WHAT THIS TASK INVOLVES: Set down the data below from its first line to the line holding "</home-screen>", inclusive; omit all pictures.

GIVEN DATA:
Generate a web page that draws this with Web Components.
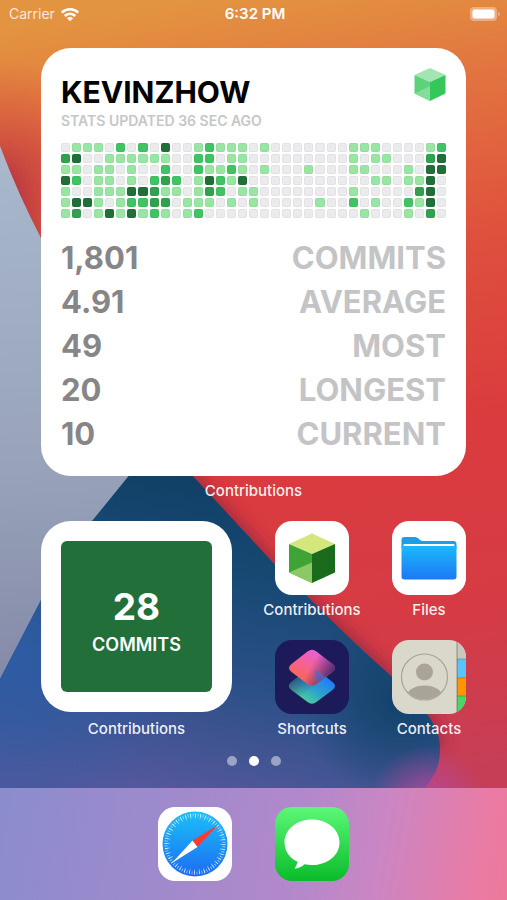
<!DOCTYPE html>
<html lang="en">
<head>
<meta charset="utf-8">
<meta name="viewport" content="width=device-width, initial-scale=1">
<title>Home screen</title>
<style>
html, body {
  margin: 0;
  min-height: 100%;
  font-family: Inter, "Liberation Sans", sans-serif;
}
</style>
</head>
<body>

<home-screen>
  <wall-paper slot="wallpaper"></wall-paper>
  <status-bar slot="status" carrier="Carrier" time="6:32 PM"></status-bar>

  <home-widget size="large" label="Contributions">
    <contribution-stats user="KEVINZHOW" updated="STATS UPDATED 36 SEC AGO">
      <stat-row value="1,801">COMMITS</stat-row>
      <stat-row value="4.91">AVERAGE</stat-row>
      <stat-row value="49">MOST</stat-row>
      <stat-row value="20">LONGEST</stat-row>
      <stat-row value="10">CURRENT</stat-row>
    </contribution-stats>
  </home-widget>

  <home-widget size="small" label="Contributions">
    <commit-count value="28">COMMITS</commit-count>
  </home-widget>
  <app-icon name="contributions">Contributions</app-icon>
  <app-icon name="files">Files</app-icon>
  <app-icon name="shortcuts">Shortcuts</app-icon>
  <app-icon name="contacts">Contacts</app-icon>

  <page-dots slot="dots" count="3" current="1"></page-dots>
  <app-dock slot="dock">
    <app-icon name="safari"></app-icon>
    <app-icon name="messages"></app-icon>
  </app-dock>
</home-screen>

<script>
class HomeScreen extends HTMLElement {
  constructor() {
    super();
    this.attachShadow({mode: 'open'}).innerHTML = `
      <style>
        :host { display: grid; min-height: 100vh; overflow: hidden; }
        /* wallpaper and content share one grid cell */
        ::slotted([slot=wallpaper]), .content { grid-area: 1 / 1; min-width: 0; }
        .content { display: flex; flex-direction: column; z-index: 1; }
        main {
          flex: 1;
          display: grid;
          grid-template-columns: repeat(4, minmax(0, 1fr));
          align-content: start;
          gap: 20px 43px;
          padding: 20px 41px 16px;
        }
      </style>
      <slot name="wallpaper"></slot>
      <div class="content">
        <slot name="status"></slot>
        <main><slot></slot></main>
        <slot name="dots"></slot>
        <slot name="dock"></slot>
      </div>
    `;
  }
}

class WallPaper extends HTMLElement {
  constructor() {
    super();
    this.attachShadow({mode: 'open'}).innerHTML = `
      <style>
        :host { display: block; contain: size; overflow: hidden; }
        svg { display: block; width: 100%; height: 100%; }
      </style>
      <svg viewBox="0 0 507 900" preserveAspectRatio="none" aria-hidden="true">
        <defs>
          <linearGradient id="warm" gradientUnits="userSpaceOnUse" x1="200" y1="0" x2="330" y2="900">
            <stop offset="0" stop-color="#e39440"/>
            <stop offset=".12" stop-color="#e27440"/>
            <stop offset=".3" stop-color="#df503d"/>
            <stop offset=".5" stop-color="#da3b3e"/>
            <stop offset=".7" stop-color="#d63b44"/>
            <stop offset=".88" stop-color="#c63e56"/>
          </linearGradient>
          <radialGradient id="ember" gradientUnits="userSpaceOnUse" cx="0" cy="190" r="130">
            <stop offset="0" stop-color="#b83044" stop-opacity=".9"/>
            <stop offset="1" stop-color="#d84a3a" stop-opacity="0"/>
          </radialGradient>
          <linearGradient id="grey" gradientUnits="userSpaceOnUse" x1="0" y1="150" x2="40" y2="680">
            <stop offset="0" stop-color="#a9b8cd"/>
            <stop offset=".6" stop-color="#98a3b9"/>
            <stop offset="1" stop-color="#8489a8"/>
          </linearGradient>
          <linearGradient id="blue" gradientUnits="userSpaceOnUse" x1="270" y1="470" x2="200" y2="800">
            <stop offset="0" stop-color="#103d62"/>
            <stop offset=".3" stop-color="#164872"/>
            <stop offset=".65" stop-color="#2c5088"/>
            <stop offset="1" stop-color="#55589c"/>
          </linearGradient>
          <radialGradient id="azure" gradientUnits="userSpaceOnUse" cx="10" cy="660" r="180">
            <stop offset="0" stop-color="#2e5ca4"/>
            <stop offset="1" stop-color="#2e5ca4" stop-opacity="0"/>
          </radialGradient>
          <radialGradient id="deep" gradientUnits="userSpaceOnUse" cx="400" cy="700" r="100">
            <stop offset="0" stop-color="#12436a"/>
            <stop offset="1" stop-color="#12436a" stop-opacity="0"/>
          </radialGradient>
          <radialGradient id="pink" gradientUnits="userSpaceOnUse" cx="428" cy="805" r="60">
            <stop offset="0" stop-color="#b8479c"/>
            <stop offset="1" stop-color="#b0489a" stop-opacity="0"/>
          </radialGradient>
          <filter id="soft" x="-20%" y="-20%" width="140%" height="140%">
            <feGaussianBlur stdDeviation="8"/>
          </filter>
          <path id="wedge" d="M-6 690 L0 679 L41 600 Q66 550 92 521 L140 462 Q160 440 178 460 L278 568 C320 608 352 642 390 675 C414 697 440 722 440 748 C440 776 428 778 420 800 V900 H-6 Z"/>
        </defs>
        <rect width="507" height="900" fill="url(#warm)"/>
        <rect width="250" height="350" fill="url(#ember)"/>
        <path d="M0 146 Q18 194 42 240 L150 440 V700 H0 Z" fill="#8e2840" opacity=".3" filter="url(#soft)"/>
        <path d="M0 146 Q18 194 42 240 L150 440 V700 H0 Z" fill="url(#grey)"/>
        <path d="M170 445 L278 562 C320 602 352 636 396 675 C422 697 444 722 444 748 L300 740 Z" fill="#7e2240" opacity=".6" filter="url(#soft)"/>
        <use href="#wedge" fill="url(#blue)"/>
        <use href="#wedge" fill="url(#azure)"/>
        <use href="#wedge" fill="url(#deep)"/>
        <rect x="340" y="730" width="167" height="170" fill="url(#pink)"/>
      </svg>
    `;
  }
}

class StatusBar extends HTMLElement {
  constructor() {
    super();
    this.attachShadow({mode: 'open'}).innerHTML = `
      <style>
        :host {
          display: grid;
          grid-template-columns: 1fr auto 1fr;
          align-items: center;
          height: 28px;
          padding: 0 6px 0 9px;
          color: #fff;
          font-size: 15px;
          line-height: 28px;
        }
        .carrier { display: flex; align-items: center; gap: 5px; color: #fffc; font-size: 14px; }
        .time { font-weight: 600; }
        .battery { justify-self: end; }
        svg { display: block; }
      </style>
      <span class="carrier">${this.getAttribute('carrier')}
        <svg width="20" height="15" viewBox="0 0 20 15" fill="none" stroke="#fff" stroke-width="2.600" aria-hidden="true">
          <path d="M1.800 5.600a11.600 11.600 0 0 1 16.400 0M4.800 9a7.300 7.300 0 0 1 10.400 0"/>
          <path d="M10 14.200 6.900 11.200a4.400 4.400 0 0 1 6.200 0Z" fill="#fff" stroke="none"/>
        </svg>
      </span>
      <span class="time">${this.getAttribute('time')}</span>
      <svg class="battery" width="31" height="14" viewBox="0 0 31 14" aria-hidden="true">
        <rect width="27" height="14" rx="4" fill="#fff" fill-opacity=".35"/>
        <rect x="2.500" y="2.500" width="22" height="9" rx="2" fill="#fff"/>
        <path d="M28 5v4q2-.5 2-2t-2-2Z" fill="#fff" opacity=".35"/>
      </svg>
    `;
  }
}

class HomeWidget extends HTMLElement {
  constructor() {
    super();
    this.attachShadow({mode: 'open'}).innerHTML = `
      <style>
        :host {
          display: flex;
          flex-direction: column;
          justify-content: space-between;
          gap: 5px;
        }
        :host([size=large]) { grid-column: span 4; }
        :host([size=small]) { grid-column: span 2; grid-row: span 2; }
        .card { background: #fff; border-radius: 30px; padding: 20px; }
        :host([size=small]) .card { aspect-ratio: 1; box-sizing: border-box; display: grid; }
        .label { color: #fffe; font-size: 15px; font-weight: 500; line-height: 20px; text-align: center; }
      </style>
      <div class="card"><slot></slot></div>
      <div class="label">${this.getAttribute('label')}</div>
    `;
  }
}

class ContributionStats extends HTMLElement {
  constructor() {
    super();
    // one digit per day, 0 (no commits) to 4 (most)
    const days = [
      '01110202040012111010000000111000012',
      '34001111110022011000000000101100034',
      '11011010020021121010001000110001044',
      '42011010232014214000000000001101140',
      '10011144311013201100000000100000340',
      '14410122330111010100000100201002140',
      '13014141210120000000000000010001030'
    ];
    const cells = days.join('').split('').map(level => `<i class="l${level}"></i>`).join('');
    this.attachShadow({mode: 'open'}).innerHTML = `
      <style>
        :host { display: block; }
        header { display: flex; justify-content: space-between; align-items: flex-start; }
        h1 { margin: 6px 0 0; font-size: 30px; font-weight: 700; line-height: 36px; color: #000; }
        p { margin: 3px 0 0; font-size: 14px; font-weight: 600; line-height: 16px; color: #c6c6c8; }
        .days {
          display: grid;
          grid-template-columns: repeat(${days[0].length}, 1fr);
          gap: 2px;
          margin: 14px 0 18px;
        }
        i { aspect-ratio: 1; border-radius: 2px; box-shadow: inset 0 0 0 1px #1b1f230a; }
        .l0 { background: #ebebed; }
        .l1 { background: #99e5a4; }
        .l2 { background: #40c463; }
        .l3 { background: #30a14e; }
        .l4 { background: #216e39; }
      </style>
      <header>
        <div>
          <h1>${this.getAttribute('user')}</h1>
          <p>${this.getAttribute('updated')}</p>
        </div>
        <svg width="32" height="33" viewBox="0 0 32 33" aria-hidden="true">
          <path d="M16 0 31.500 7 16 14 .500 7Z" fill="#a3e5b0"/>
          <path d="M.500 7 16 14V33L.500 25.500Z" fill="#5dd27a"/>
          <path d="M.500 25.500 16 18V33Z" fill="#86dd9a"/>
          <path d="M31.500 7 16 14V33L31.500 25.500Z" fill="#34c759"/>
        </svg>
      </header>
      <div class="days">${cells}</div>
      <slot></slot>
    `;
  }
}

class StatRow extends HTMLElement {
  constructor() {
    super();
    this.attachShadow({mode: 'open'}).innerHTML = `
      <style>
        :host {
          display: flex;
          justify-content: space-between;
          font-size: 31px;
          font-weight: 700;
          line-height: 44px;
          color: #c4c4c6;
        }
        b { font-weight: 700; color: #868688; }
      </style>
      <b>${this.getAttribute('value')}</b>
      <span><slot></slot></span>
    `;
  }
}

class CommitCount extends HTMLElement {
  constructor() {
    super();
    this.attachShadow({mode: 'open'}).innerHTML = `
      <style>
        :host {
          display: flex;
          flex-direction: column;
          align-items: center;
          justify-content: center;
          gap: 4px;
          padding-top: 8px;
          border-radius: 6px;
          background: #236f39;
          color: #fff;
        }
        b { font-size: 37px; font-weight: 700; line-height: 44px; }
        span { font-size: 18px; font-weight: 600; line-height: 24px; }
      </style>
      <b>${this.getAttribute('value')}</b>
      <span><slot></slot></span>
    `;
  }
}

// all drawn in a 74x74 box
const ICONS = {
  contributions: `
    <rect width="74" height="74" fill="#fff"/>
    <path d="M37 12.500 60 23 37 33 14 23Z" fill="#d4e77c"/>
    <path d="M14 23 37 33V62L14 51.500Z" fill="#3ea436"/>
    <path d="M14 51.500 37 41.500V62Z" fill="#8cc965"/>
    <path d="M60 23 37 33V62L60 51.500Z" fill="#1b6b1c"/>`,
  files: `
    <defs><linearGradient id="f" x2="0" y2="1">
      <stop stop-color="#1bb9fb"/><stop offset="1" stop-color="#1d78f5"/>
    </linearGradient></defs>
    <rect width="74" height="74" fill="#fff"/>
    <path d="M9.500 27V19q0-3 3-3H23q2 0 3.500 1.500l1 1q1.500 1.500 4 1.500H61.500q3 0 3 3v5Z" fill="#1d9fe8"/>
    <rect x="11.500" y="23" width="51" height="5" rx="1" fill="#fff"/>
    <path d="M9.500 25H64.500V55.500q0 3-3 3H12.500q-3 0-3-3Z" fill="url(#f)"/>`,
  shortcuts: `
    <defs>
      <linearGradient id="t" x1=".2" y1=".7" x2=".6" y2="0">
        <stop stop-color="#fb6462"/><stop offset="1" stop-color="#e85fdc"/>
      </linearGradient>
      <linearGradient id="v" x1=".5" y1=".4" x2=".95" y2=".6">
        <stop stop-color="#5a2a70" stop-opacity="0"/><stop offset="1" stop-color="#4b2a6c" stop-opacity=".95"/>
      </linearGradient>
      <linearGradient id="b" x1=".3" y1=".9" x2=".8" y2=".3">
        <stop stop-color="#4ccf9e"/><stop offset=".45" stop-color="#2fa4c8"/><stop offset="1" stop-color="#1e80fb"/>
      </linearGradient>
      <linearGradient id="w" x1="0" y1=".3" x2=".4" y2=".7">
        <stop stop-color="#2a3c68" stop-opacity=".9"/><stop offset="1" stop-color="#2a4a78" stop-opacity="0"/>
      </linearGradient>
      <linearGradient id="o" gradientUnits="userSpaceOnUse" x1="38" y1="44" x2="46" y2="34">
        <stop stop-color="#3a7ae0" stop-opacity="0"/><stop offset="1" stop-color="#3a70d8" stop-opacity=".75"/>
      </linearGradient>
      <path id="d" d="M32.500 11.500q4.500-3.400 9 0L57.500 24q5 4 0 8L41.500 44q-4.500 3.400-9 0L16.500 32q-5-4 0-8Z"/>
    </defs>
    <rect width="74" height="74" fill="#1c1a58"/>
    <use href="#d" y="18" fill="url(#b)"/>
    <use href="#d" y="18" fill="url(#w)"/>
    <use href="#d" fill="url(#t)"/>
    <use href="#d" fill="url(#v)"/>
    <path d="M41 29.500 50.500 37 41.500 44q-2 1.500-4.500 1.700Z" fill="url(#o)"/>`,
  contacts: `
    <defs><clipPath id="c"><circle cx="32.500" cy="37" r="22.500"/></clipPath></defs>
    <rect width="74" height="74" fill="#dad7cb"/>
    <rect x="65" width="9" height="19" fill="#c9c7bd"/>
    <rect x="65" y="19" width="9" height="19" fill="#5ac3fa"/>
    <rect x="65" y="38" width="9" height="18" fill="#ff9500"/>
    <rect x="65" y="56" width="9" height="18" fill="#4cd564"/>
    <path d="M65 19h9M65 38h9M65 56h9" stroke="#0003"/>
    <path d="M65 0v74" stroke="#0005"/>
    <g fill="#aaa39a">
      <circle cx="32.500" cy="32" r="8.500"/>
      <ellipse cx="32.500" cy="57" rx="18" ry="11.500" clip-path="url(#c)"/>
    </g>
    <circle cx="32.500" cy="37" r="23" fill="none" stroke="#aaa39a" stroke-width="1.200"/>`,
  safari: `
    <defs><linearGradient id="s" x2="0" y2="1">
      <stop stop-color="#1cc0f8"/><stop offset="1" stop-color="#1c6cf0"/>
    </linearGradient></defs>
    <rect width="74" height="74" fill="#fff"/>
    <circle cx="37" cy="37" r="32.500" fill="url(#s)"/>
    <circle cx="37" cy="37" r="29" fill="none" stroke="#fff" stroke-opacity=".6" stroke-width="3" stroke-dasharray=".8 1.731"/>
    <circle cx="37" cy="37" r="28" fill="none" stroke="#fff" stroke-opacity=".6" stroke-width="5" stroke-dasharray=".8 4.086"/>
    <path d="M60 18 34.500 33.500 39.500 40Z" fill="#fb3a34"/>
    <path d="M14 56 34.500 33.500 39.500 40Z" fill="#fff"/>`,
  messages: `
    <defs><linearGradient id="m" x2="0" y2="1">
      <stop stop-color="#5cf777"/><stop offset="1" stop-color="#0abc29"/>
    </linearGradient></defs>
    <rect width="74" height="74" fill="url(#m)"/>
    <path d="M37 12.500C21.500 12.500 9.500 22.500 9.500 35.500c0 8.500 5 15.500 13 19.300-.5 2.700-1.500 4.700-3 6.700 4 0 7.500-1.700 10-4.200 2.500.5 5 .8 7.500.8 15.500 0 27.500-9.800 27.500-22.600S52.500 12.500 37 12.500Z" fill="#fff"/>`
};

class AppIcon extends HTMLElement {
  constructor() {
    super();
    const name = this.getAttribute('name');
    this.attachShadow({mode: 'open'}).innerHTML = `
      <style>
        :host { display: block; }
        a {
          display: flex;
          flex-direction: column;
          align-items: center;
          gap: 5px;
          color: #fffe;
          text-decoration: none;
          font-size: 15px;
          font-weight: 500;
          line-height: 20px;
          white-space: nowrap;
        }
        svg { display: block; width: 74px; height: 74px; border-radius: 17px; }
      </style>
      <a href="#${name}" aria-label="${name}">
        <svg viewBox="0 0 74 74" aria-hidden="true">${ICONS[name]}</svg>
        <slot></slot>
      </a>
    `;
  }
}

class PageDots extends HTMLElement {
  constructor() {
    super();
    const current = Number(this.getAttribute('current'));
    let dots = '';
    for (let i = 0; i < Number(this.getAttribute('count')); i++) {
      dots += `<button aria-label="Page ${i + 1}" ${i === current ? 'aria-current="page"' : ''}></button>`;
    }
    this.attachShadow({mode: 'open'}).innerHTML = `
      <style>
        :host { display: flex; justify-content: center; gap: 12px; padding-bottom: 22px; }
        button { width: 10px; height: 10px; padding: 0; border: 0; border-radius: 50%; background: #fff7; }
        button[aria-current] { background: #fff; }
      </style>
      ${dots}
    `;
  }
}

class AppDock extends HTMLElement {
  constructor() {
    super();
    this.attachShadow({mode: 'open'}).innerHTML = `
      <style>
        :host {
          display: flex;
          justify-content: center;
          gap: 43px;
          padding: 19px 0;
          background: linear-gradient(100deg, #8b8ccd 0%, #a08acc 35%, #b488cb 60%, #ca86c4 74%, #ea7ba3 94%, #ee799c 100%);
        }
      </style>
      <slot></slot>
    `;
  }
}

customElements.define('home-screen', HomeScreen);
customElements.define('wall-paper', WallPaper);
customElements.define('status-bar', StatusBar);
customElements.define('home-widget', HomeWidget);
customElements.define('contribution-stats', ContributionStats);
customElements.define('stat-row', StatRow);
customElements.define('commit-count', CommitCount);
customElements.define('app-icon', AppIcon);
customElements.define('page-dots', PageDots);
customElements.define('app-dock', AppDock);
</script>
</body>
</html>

ANSWER TO THE PROBLEM:
Generate a web page that draws this with Web Components.
<!DOCTYPE html>
<html lang="en">
<head>
<meta charset="utf-8">
<meta name="viewport" content="width=device-width, initial-scale=1">
<title>Home screen</title>
<style>
html, body {
  margin: 0;
  min-height: 100%;
  font-family: Inter, "Liberation Sans", sans-serif;
}
</style>
</head>
<body>

<home-screen>
  <wall-paper slot="wallpaper"></wall-paper>
  <status-bar slot="status" carrier="Carrier" time="6:32 PM"></status-bar>

  <home-widget size="large" label="Contributions">
    <contribution-stats user="KEVINZHOW" updated="STATS UPDATED 36 SEC AGO">
      <stat-row value="1,801">COMMITS</stat-row>
      <stat-row value="4.91">AVERAGE</stat-row>
      <stat-row value="49">MOST</stat-row>
      <stat-row value="20">LONGEST</stat-row>
      <stat-row value="10">CURRENT</stat-row>
    </contribution-stats>
  </home-widget>

  <home-widget size="small" label="Contributions">
    <commit-count value="28">COMMITS</commit-count>
  </home-widget>
  <app-icon name="contributions">Contributions</app-icon>
  <app-icon name="files">Files</app-icon>
  <app-icon name="shortcuts">Shortcuts</app-icon>
  <app-icon name="contacts">Contacts</app-icon>

  <page-dots slot="dots" count="3" current="1"></page-dots>
  <app-dock slot="dock">
    <app-icon name="safari"></app-icon>
    <app-icon name="messages"></app-icon>
  </app-dock>
</home-screen>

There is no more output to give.